The Law of equipartition of energy states that for a dynamical system in thermal equilibrium the total energy of the system is shared equally by all the degrees of freedom. The energy associated with each degree of freedom per molecule is $\frac{1}{2}\mathrm{kT}$, where k is the Boltzmann’s constant.

For example, for a monoatomic molecule, each molecule has 3 degrees of freedom.

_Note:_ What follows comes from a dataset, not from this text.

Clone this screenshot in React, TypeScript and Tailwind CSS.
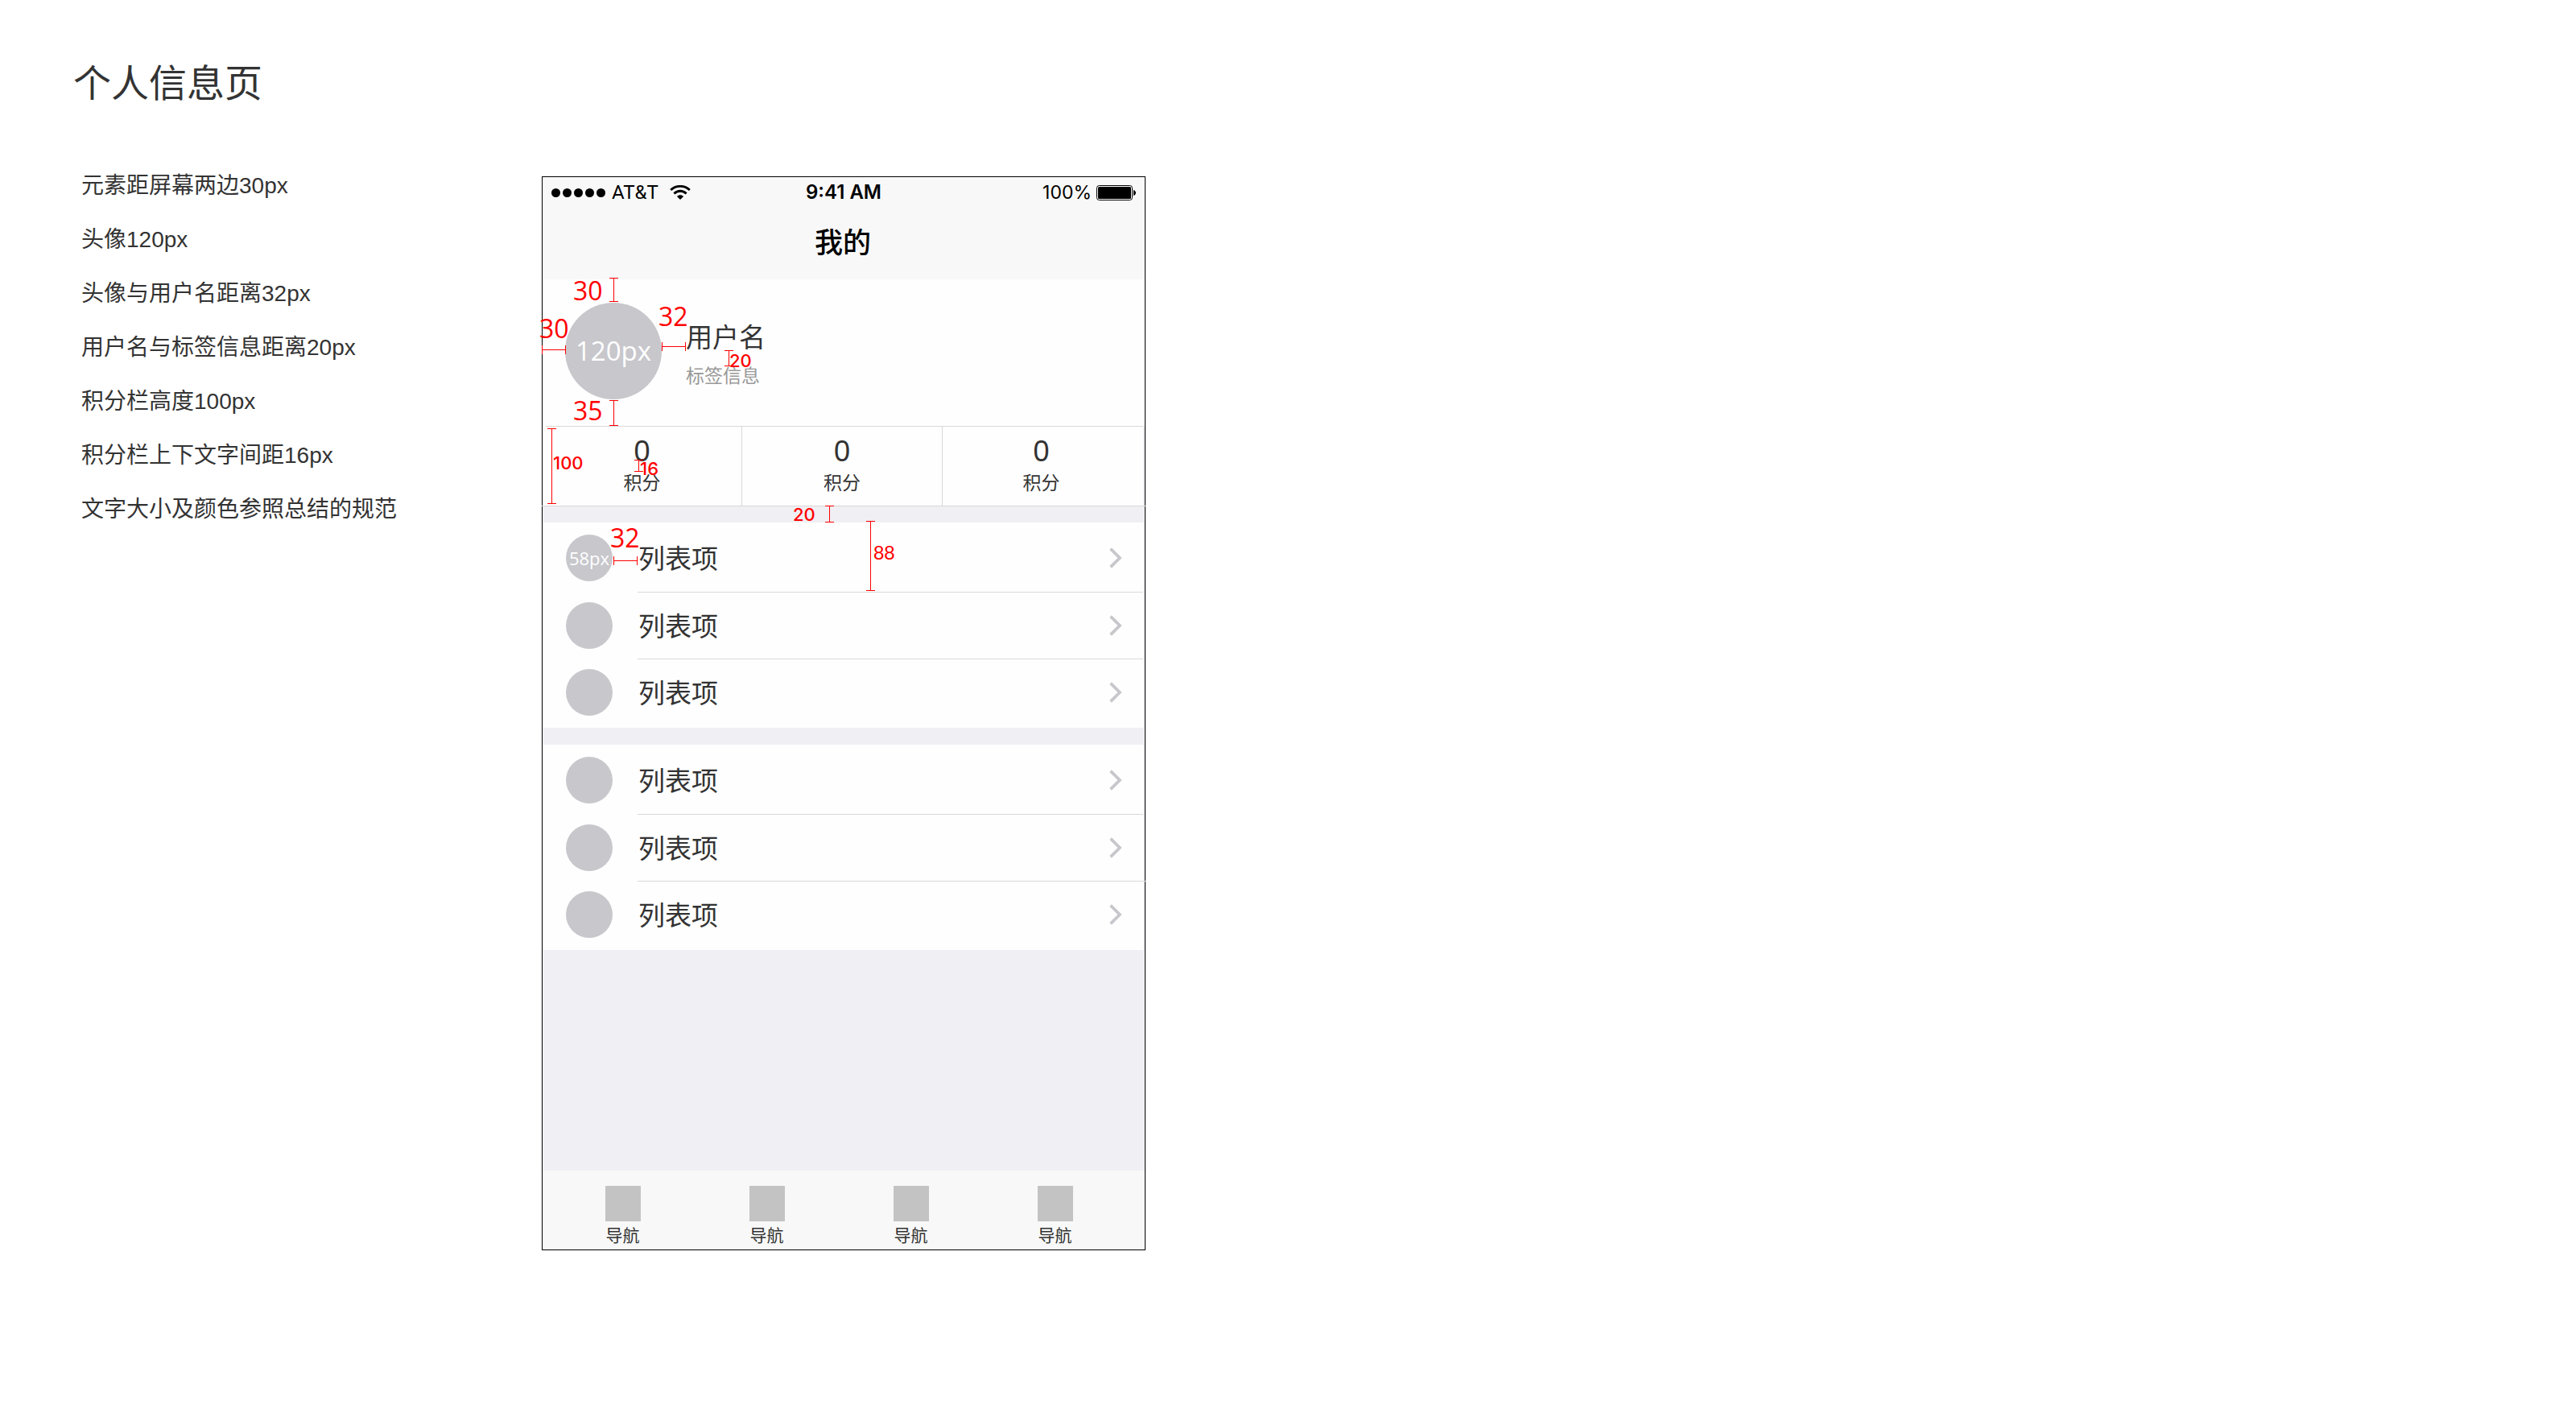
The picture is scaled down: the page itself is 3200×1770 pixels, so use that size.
import type { ReactNode } from "react";

const notes = [
  "元素距屏幕两边30px",
  "头像120px",
  "头像与用户名距离32px",
  "用户名与标签信息距离20px",
  "积分栏高度100px",
  "积分栏上下文字间距16px",
  "文字大小及颜色参照总结的规范",
];

const CJK = "font-['Noto_Sans_CJK_SC',sans-serif]";
const BIG = "font-['Open_Sans',sans-serif] text-[32px] leading-8";
const SMALL = "font-['Inter',sans-serif] text-[22px] leading-6 font-medium";

/* Vertical dimension bracket */
function VMark({ className }: { className: string }) {
  return (
    <span aria-hidden="true" className={`absolute flex w-[11px] justify-center border-y border-[#ff0000] ${className}`}>
      <span className="w-px bg-[#ff0000]" />
    </span>
  );
}

/* Horizontal dimension bracket */
function HMark({ className }: { className: string }) {
  return (
    <span aria-hidden="true" className={`absolute flex h-[11px] items-center border-x border-[#ff0000] ${className}`}>
      <span className="h-px w-full bg-[#ff0000]" />
    </span>
  );
}

function Label({ className, children }: { className: string; children: ReactNode }) {
  return <span className={`absolute whitespace-nowrap text-[#ff0000] ${className}`}>{children}</span>;
}

function Wifi() {
  return (
    <svg aria-hidden="true" className="h-[18px] w-[26px]" viewBox="0 0 26 18" fill="none" stroke="#000" strokeWidth="2.8">
      <path d="M1.2 6.1C7.8-.3 18.2-.3 24.8 6.1" />
      <path d="M5.4 10.4C9.7 6.2 16.3 6.2 20.6 10.4" />
      <path d="M13 18L8.9 13.9C11.2 11.8 14.8 11.8 17.1 13.9Z" fill="#000" stroke="none" />
    </svg>
  );
}

function Battery() {
  return (
    <svg aria-hidden="true" className="h-[19px] w-[49px]" viewBox="0 0 49 19">
      <rect x="0.5" y="0.5" width="44" height="18" rx="3" fill="#fff" stroke="#000" />
      <rect x="2" y="2" width="41" height="15" rx="1.5" fill="#000" />
      <path d="M46 6C48 6.6 49 8 49 9.5S48 12.4 46 13Z" fill="#000" />
    </svg>
  );
}

function Chevron() {
  return (
    <svg aria-hidden="true" className="h-[26px] w-4" viewBox="0 0 16 26" fill="none" stroke="#c7c7cc" strokeWidth="3.8">
      <path d="M1.6 1.6L13 13L1.6 24.4" />
    </svg>
  );
}

function Row({ height, badge, divider, children }: { height: string; badge?: string; divider?: string; children?: ReactNode }) {
  return (
    <li className="relative">
      <button type="button" className={`flex w-full items-center pr-[27px] pl-[29px] text-left ${height}`}>
        <span className="flex size-[58px] shrink-0 items-center justify-center rounded-full bg-[#c7c7cc] font-['Open_Sans',sans-serif] text-[22px] leading-6 text-white">
          {badge}
        </span>
        <span className="ml-8 flex-1 pb-[3px] text-[33px] leading-10 text-[#333]">列表项</span>
        <Chevron />
      </button>
      {divider && <div className={`ml-[118px] h-px bg-[#d9d9d9] ${divider}`} />}
      {children}
    </li>
  );
}

function Stat({ children, className = "" }: { children?: ReactNode; className?: string }) {
  return (
    <div className={`relative flex flex-col items-center pt-[13px] text-[#333] ${className}`}>
      <dd className="font-['Liberation_Sans',sans-serif] text-[36px] leading-9">0</dd>
      <dt className="mt-[5px] text-[23px] leading-7">积分</dt>
      {children}
    </div>
  );
}

export default function App() {
  return (
    <div className={`min-h-screen bg-white pb-[217px] ${CJK}`}>
      <h1 className="pt-[68px] pb-[85px] pl-[91px] text-[47px] leading-[64px] text-[#333]">个人信息页</h1>
      <main className="flex items-start">
        <ul className="flex shrink-0 basis-[673px] flex-col gap-10 pl-[101px] font-['Liberation_Sans','Noto_Sans_CJK_SC',sans-serif] text-[28px] leading-[27px] text-[#333]">
          {notes.map((n) => (
            <li key={n}>{n}</li>
          ))}
        </ul>

        <section className="mt-0.5 flex min-h-[1334px] max-w-full basis-[750px] flex-col border border-black bg-[#efeff4]">
          <header className="bg-[#f8f8f8] pb-[28px]">
            <div className="grid grid-cols-3 items-center px-[11px] pt-[6px] font-['Inter',sans-serif] text-[24px] leading-[26px] text-black">
              <div className="flex items-center">
                <span aria-hidden="true" className="mr-2 flex gap-[3px]">
                  {[0, 1, 2, 3, 4].map((i) => (
                    <span key={i} className="size-[11px] rounded-full bg-black" />
                  ))}
                </span>
                <span className="mr-[14px] font-['Roboto',sans-serif]">AT&amp;T</span>
                <Wifi />
              </div>
              <div className="text-center font-semibold">9:41 AM</div>
              <div className="flex items-center justify-end gap-[6px]">
                <span className="text-[23px]">100%</span>
                <Battery />
              </div>
            </div>
            <h2 className="mt-[27px] pr-0.5 text-center text-[35px] leading-10 font-medium text-black">我的</h2>
          </header>

          <div className="relative flex h-[182px] bg-[#fefefe] pt-[29px] pl-7">
            <div className="flex size-[120px] items-center justify-center rounded-full bg-[#c7c7cc] font-['Open_Sans',sans-serif] text-[33px] leading-10 text-white">
              120px
            </div>
            <div className="ml-[30px] pt-[21px]">
              <p className="text-[33px] leading-10 text-[#333]">用户名</p>
              <p className="mt-[14px] text-[23px] leading-7 text-[#999]">标签信息</p>
            </div>
            <VMark className="-top-0.5 left-[83px] h-[30px]" />
            <Label className={`-top-0.5 left-[38px] ${BIG}`}>30</Label>
            <HMark className="top-[82px] -left-px w-[30px]" />
            <Label className={`top-[45px] -left-1 ${BIG}`}>30</Label>
            <HMark className="top-[78px] left-[148px] w-[30px]" />
            <Label className={`top-[30px] left-[144px] ${BIG}`}>32</Label>
            <VMark className="top-[88px] left-[226px] h-5" />
            <Label className={`top-[89px] left-[232px] ${SMALL}`}>20</Label>
            <VMark className="top-[150px] left-[83px] h-8" />
            <Label className={`top-[147px] left-[38px] ${BIG}`}>35</Label>
          </div>

          <div className="mr-0.5 bg-[#fefefe]">
            <div className="ml-1 h-px bg-[#d9d9d9]" />
            <dl className="grid h-[98px] grid-cols-[248fr_249fr_249fr]">
              <Stat className="border-r border-[#d9d9d9]">
                <VMark className="top-0.5 left-[6px] h-[94px]" />
                <Label className={`top-[33px] left-[13px] ${SMALL}`}>100</Label>
                <VMark className="top-[41px] left-[114px] h-[15px]" />
                <Label className={`top-10 left-[121px] ${SMALL}`}>16</Label>
              </Stat>
              <Stat className="border-r border-[#d9d9d9]" />
              <Stat className="pr-1" />
            </dl>
          </div>
          <div className="-mx-px h-px bg-[#d9d9d9]" />

          <div className="relative h-5">
            <VMark className="-top-px left-[351px] h-[21px]" />
            <Label className={`-top-0.5 left-[311px] ${SMALL}`}>20</Label>
          </div>
          <ul className="mr-px bg-[#fefefe]">
            <Row height="h-[86px] pt-0.5" badge="58px" divider="mr-px">
              <HMark className="top-[42px] left-[88px] w-[30px]" />
              <Label className={`top-[3px] left-[84px] ${BIG}`}>32</Label>
              <VMark className="-top-0.5 left-[402px] h-[87px]" />
              <Label className="top-[26px] left-[411px] font-['Liberation_Sans',sans-serif] text-[24px] leading-6">88</Label>
            </Row>
            <Row height="h-[82px]" divider="mr-px" />
            <Row height="h-[85px] pb-[3px]" />
          </ul>
          <ul className="mt-[21px] mr-px bg-[#fefefe]">
            <Row height="h-[86px] pt-0.5" divider="mr-px" />
            <Row height="h-[82px]" divider="-mr-0.5" />
            <Row height="h-[85px] pb-[3px]" />
          </ul>

          <nav className="mt-auto flex bg-[#f8f8f8] pr-[22px] pl-[10px]">
            {[0, 1, 2, 3].map((i) => (
              <button key={i} type="button" className="flex flex-1 flex-col items-center pt-[19px]">
                <span className="size-11 bg-[#c3c3c3]" />
                <span className="pt-[3px] pb-[6px] text-[21px] leading-[26px] text-[#333]">导航</span>
              </button>
            ))}
          </nav>
        </section>
      </main>
    </div>
  );
}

According to the kinetic theory of gases, the mean kinetic energy of a molecule is $\frac{3}{2}\mathrm{kT}$.

Specific heat capacity of Monatomic gas:

The molecules of a monatomic gas have 3 degrees of freedom.

The average energy of a molecule at temperature T is $\frac{3\mathrm{KBT}}{2}$

The total internal energy of a mole is: $\frac{3\mathrm{KBT}}{2}\times {\mathrm{N}}_{\mathrm{A}}$

The molar specific heat at constant volume C_V is

For an ideal gas,

C_V (monatomic gas) $=\frac{\mathrm{dU}}{\mathrm{dT}}=\frac{3\mathrm{RT}}{2}$

For an ideal gas, C_P – C_V = R

where C_P is molar specific heat at constant pressure.

Thus, ${\mathrm{C}}_{\mathrm{P}}=\frac{5\mathrm{R}}{2}$

Specific heat capacity of Diatomic gas:

The molecules of a monatomic gas have 5 degrees of freedom, 3 translational, and 2 rotational.

The average energy of a molecule at temperature T is $\frac{5{\mathrm{K}}_{\mathrm{B}}\mathrm{T}}{2}$

The total internal energy of a mole is: $\frac{5{\mathrm{K}}_{\mathrm{B}}\mathrm{T}}{2}\times {\mathrm{N}}_{\mathrm{A}}$

The molar specific heat at constant volume C_V is

For an ideal gas,

C_V (monatomic gas) $=\frac{\mathrm{dU}}{\mathrm{dT}}=\frac{5\mathrm{RT}}{2}$

For an ideal gas, C_P – C_V = R

where C_P is molar specific heat at constant pressure.

Thus, ${\mathrm{C}}_{\mathrm{P}}=\frac{7\mathrm{R}}{2}$